The potential advantages of this solution are mainly five. Firstly, PMAs avoid the use of noble metals as catalysers, which are expensive and limited – and this is one of the limitations of water electrolysis route. Secondly, PMAs can self-regenerated and thus repeatedly used. In addition to this, the required reduction potential is lower than the potential required by the best performing model of water electrolysis. Finally, the process produces value-added by-products, such as vanillin – that can be used in other industrial processes – and provide for a different solution in areas in which water is not that abundant.
Future perspectives
The worldwide panorama is quite complex, probably assignable to hydrogen versatility, which makes it harder to analyse and legislate about each possible option. It is nevertheless evident that we are far away from complete decarbonisation of hydrogen production. The future goals should be the promotion of low-carbon transition in the sectors that already use hydrogen and the promotion of based-hydrogen solution in sectors that still do not exploit it.

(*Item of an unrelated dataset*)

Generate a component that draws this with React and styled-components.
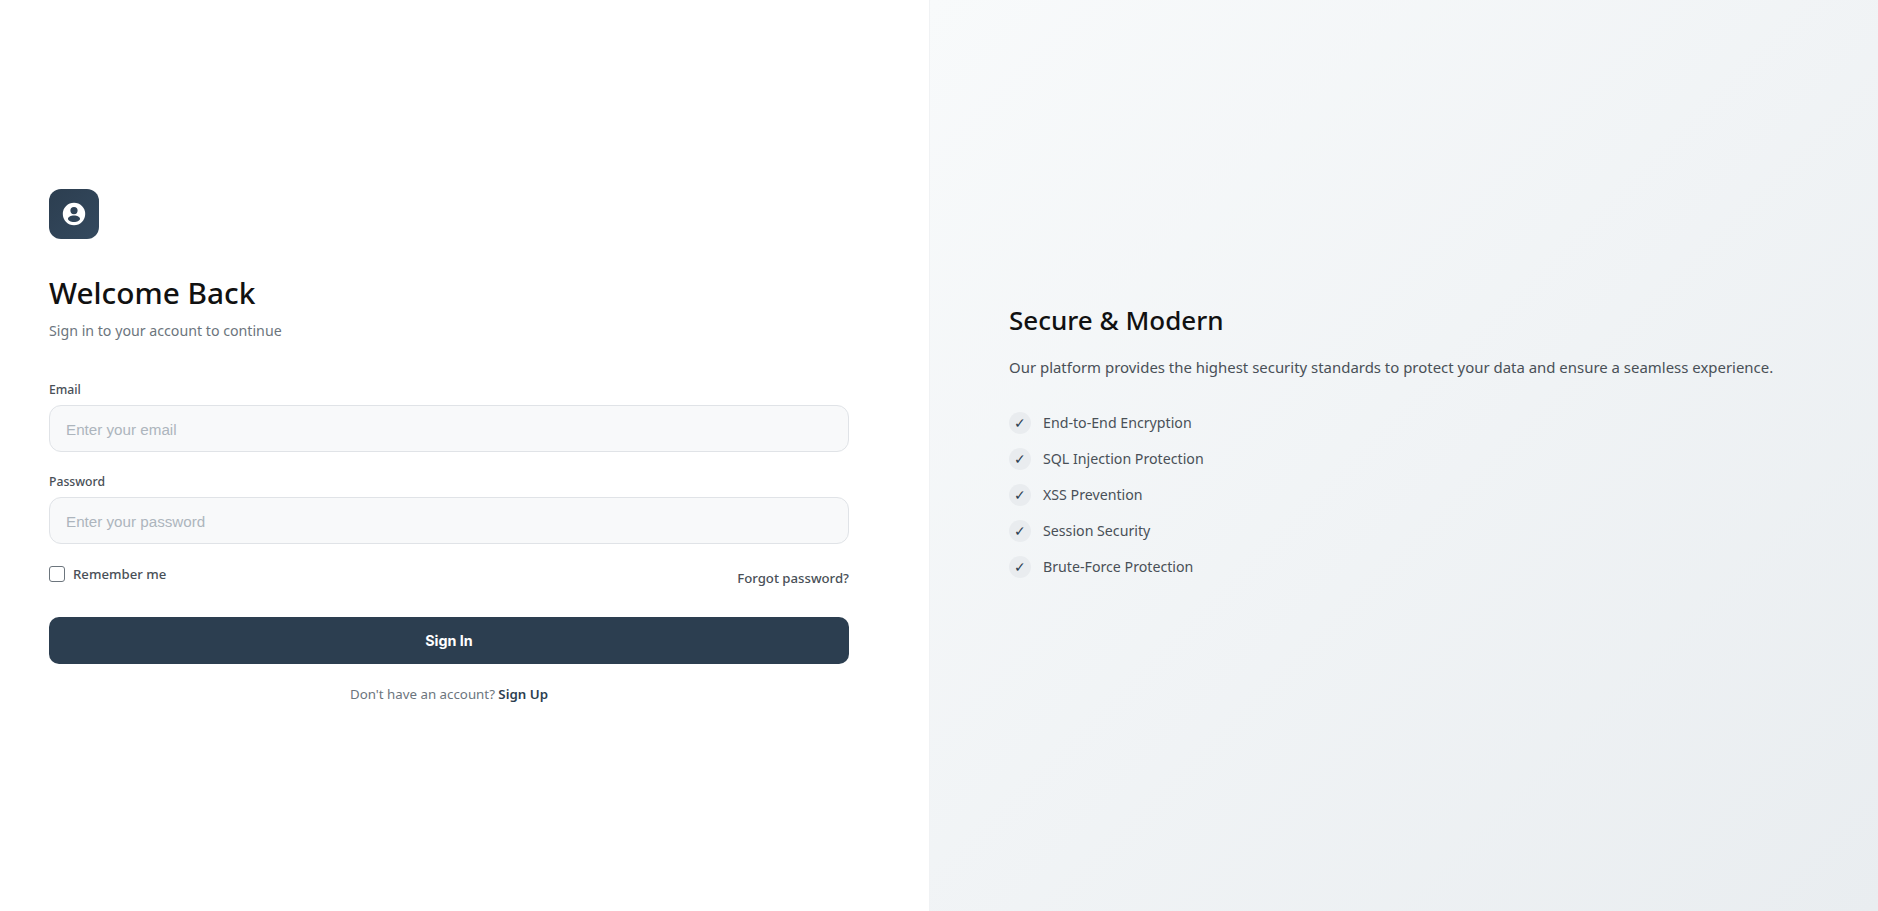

Every community – upon having analysed its resources and its needs – should pick up from the range of potential sources and processes for hydrogen production the most suitable for the local territory and economy. Consequently, policies and strategies need to be local and to aim promoting international and cross-sectoral cooperation. Moreover, policies and strategies must point to create a market for hydrogen as energy carrier, just like Asiatic government did. In China, Japan and Korea the fuel cell electric vehicle market almost doubled – but hydrogen still counts for 0,5% of new low-carbon vehicle sales. Further steps need to be taken.